Impact of Digital Alloy Capping Layers on Bilayer InAs Quantum Dot Heterostructures

Abstract

The influence of digital alloy capping technique on the strain-coupled bilayer InAs quantum dots (QDs) has been presented. Multiple capping layers of different composition have been utilized instead of a single thick capping layer to reduce the overall strain inside the heterostructure. In bilayer QDs, the propagation of residual strain from the lower QD layer to the top QD layer introduces defects and dislocations. By using the digital alloy technique over the conventional or analog alloy capping technique, the surface defects could be minimized and the crystallinity could be improved.
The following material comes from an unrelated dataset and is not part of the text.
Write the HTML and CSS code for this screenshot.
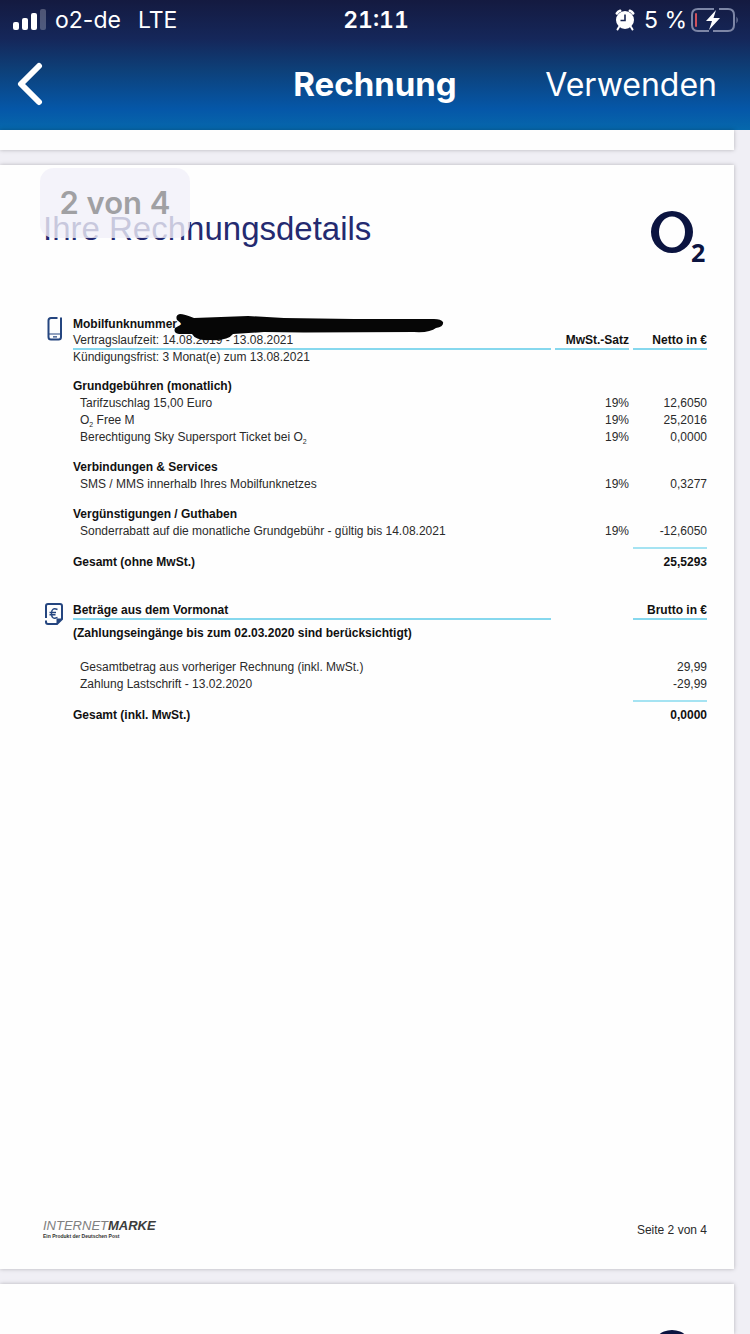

In this study, four different capping materials have been considered, viz. two ternary materials (InxGa1-xAs and GaAs1-xSbx) and two quaternary materials (InxAlyGa1-x-yAs and InxGa1-xAs1-ySby) for analysis of both analog alloy and digital alloy techniques. The strain and energy band profile has been computed for all the heterostructures using Nextnano software. The biaxial and hydrostatic strain have been computed and compared to understand the strain distribution within the heterostructures. The ground state emission wavelength was found red shifted for the InAs bilayer QD heterostructure with digital alloy capping layers as compared to that of the analog alloy capping. Moreover, the choice of capping materials exhibits both type-I and type-II energy band alignment which is suitable for different optoelectronic applications. This comparative study of analog and digital alloy capping layer for the bilayer QDs would definitely help in optimization of the device heterostructures with minimal strain and defects.